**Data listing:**
□ □ □
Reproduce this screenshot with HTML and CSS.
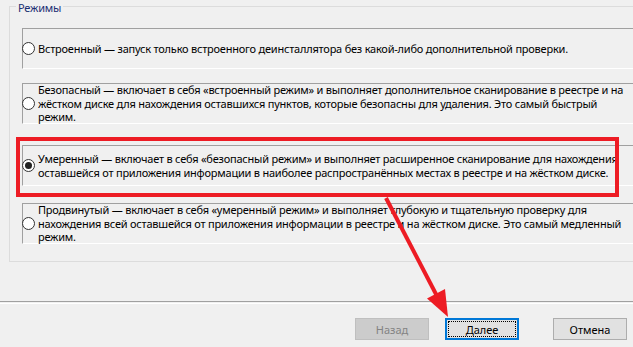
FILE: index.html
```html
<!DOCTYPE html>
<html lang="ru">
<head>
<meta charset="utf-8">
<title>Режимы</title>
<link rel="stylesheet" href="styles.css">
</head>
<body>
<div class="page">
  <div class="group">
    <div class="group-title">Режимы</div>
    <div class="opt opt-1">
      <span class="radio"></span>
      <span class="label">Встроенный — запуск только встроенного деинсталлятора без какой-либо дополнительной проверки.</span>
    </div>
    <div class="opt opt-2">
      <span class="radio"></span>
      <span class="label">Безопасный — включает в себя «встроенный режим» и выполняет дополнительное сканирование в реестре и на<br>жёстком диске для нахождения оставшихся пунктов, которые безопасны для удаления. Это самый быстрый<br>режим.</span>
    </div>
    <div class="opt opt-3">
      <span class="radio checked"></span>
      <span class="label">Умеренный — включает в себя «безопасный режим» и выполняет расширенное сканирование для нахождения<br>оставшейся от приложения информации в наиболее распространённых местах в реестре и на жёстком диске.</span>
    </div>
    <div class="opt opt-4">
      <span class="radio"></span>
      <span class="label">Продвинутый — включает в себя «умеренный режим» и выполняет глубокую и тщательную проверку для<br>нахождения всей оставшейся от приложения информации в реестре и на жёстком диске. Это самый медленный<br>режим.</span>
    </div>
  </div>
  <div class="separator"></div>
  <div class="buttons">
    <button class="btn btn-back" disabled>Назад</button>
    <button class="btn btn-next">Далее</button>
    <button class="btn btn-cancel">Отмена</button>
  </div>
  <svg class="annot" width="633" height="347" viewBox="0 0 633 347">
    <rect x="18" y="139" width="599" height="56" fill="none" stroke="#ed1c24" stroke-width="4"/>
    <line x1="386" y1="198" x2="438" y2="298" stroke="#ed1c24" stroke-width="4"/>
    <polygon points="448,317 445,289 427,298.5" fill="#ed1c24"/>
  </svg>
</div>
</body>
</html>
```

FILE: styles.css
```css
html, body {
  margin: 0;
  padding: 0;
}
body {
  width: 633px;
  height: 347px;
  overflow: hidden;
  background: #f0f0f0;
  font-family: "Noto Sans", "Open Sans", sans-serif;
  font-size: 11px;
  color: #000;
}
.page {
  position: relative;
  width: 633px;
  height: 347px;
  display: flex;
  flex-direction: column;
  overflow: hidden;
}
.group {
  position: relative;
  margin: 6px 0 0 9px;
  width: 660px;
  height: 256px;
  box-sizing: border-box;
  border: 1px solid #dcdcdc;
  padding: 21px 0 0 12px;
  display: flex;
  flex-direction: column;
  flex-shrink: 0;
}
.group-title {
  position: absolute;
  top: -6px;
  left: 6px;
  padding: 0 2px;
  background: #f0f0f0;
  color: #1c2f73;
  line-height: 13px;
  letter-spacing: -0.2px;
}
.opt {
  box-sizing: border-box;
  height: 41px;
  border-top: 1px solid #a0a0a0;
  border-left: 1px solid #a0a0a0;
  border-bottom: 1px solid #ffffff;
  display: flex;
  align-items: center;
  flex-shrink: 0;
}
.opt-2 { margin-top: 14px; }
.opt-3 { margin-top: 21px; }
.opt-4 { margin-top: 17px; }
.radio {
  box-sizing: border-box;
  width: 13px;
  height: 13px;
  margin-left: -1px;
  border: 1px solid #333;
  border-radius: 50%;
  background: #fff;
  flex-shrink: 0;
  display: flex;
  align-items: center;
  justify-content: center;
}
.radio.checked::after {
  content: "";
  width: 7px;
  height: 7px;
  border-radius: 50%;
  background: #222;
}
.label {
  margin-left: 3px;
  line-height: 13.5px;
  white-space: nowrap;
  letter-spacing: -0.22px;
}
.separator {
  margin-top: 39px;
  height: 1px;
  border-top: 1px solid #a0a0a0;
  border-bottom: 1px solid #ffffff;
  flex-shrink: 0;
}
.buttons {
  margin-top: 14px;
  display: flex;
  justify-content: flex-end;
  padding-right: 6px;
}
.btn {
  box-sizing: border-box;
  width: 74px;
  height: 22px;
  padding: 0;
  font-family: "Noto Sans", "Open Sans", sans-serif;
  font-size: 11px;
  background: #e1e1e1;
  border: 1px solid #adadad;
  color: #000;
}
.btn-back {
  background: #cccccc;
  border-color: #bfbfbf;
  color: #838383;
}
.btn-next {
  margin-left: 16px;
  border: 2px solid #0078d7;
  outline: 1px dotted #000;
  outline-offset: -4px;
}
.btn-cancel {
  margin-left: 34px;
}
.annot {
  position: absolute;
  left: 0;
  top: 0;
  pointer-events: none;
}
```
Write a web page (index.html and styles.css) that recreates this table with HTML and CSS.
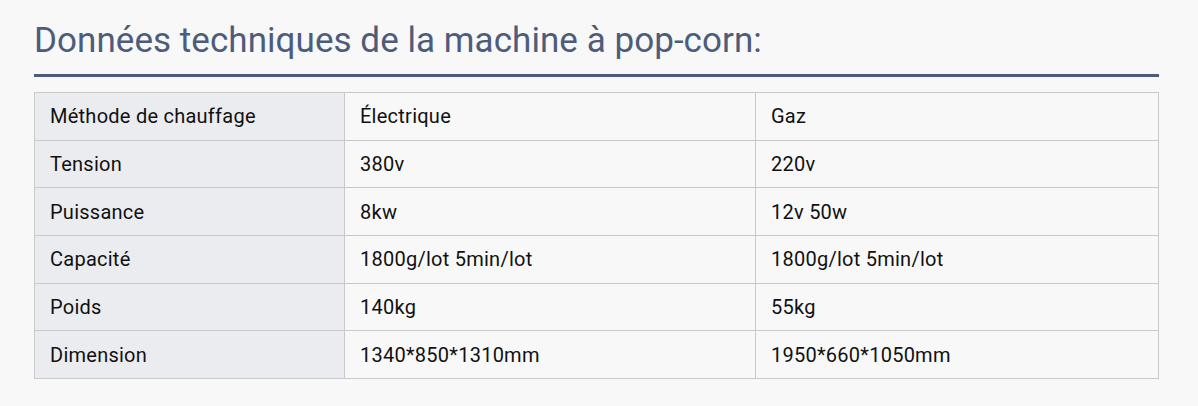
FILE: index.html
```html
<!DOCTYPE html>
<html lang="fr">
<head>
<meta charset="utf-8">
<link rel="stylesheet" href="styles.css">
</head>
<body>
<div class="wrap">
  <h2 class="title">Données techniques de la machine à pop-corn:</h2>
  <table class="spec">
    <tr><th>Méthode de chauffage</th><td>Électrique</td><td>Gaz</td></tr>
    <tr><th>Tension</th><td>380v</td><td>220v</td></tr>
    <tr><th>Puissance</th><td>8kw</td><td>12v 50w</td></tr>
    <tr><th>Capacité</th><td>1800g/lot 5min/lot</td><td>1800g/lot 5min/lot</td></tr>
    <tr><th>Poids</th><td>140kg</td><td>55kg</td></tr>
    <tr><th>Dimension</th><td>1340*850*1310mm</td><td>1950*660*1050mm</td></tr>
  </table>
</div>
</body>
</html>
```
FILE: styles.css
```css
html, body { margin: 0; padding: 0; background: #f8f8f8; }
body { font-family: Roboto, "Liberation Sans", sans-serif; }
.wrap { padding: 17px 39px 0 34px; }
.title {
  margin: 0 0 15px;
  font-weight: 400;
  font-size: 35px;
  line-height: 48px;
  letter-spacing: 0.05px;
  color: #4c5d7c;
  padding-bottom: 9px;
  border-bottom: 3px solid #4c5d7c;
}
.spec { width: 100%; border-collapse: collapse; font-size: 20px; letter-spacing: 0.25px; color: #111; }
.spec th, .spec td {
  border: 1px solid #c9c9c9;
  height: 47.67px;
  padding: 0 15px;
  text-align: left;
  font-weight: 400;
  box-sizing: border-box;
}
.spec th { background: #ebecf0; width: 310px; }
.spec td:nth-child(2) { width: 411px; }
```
□ □ □
**Task directions:**
Using the data above, write out every line exactly, leaving the images behind.

**Answer to this problem:**
Reproduce this screenshot with HTML and CSS.
FILE: index.html
```html
<!DOCTYPE html>
<html lang="ru">
<head>
<meta charset="utf-8">
<title>Режимы</title>
<link rel="stylesheet" href="styles.css">
</head>
<body>
<div class="page">
  <div class="group">
    <div class="group-title">Режимы</div>
    <div class="opt opt-1">
      <span class="radio"></span>
      <span class="label">Встроенный — запуск только встроенного деинсталлятора без какой-либо дополнительной проверки.</span>
    </div>
    <div class="opt opt-2">
      <span class="radio"></span>
      <span class="label">Безопасный — включает в себя «встроенный режим» и выполняет дополнительное сканирование в реестре и на<br>жёстком диске для нахождения оставшихся пунктов, которые безопасны для удаления. Это самый быстрый<br>режим.</span>
    </div>
    <div class="opt opt-3">
      <span class="radio checked"></span>
      <span class="label">Умеренный — включает в себя «безопасный режим» и выполняет расширенное сканирование для нахождения<br>оставшейся от приложения информации в наиболее распространённых местах в реестре и на жёстком диске.</span>
    </div>
    <div class="opt opt-4">
      <span class="radio"></span>
      <span class="label">Продвинутый — включает в себя «умеренный режим» и выполняет глубокую и тщательную проверку для<br>нахождения всей оставшейся от приложения информации в реестре и на жёстком диске. Это самый медленный<br>режим.</span>
    </div>
  </div>
  <div class="separator"></div>
  <div class="buttons">
    <button class="btn btn-back" disabled>Назад</button>
    <button class="btn btn-next">Далее</button>
    <button class="btn btn-cancel">Отмена</button>
  </div>
  <svg class="annot" width="633" height="347" viewBox="0 0 633 347">
    <rect x="18" y="139" width="599" height="56" fill="none" stroke="#ed1c24" stroke-width="4"/>
    <line x1="386" y1="198" x2="438" y2="298" stroke="#ed1c24" stroke-width="4"/>
    <polygon points="448,317 445,289 427,298.5" fill="#ed1c24"/>
  </svg>
</div>
</body>
</html>
```

FILE: styles.css
```css
html, body {
  margin: 0;
  padding: 0;
}
body {
  width: 633px;
  height: 347px;
  overflow: hidden;
  background: #f0f0f0;
  font-family: "Noto Sans", "Open Sans", sans-serif;
  font-size: 11px;
  color: #000;
}
.page {
  position: relative;
  width: 633px;
  height: 347px;
  display: flex;
  flex-direction: column;
  overflow: hidden;
}
.group {
  position: relative;
  margin: 6px 0 0 9px;
  width: 660px;
  height: 256px;
  box-sizing: border-box;
  border: 1px solid #dcdcdc;
  padding: 21px 0 0 12px;
  display: flex;
  flex-direction: column;
  flex-shrink: 0;
}
.group-title {
  position: absolute;
  top: -6px;
  left: 6px;
  padding: 0 2px;
  background: #f0f0f0;
  color: #1c2f73;
  line-height: 13px;
  letter-spacing: -0.2px;
}
.opt {
  box-sizing: border-box;
  height: 41px;
  border-top: 1px solid #a0a0a0;
  border-left: 1px solid #a0a0a0;
  border-bottom: 1px solid #ffffff;
  display: flex;
  align-items: center;
  flex-shrink: 0;
}
.opt-2 { margin-top: 14px; }
.opt-3 { margin-top: 21px; }
.opt-4 { margin-top: 17px; }
.radio {
  box-sizing: border-box;
  width: 13px;
  height: 13px;
  margin-left: -1px;
  border: 1px solid #333;
  border-radius: 50%;
  background: #fff;
  flex-shrink: 0;
  display: flex;
  align-items: center;
  justify-content: center;
}
.radio.checked::after {
  content: "";
  width: 7px;
  height: 7px;
  border-radius: 50%;
  background: #222;
}
.label {
  margin-left: 3px;
  line-height: 13.5px;
  white-space: nowrap;
  letter-spacing: -0.22px;
}
.separator {
  margin-top: 39px;
  height: 1px;
  border-top: 1px solid #a0a0a0;
  border-bottom: 1px solid #ffffff;
  flex-shrink: 0;
}
.buttons {
  margin-top: 14px;
  display: flex;
  justify-content: flex-end;
  padding-right: 6px;
}
.btn {
  box-sizing: border-box;
  width: 74px;
  height: 22px;
  padding: 0;
  font-family: "Noto Sans", "Open Sans", sans-serif;
  font-size: 11px;
  background: #e1e1e1;
  border: 1px solid #adadad;
  color: #000;
}
.btn-back {
  background: #cccccc;
  border-color: #bfbfbf;
  color: #838383;
}
.btn-next {
  margin-left: 16px;
  border: 2px solid #0078d7;
  outline: 1px dotted #000;
  outline-offset: -4px;
}
.btn-cancel {
  margin-left: 34px;
}
.annot {
  position: absolute;
  left: 0;
  top: 0;
  pointer-events: none;
}
```
Write a web page (index.html and styles.css) that recreates this table with HTML and CSS.
FILE: index.html
```html
<!DOCTYPE html>
<html lang="fr">
<head>
<meta charset="utf-8">
<link rel="stylesheet" href="styles.css">
</head>
<body>
<div class="wrap">
  <h2 class="title">Données techniques de la machine à pop-corn:</h2>
  <table class="spec">
    <tr><th>Méthode de chauffage</th><td>Électrique</td><td>Gaz</td></tr>
    <tr><th>Tension</th><td>380v</td><td>220v</td></tr>
    <tr><th>Puissance</th><td>8kw</td><td>12v 50w</td></tr>
    <tr><th>Capacité</th><td>1800g/lot 5min/lot</td><td>1800g/lot 5min/lot</td></tr>
    <tr><th>Poids</th><td>140kg</td><td>55kg</td></tr>
    <tr><th>Dimension</th><td>1340*850*1310mm</td><td>1950*660*1050mm</td></tr>
  </table>
</div>
</body>
</html>
```
FILE: styles.css
```css
html, body { margin: 0; padding: 0; background: #f8f8f8; }
body { font-family: Roboto, "Liberation Sans", sans-serif; }
.wrap { padding: 17px 39px 0 34px; }
.title {
  margin: 0 0 15px;
  font-weight: 400;
  font-size: 35px;
  line-height: 48px;
  letter-spacing: 0.05px;
  color: #4c5d7c;
  padding-bottom: 9px;
  border-bottom: 3px solid #4c5d7c;
}
.spec { width: 100%; border-collapse: collapse; font-size: 20px; letter-spacing: 0.25px; color: #111; }
.spec th, .spec td {
  border: 1px solid #c9c9c9;
  height: 47.67px;
  padding: 0 15px;
  text-align: left;
  font-weight: 400;
  box-sizing: border-box;
}
.spec th { background: #ebecf0; width: 310px; }
.spec td:nth-child(2) { width: 411px; }
```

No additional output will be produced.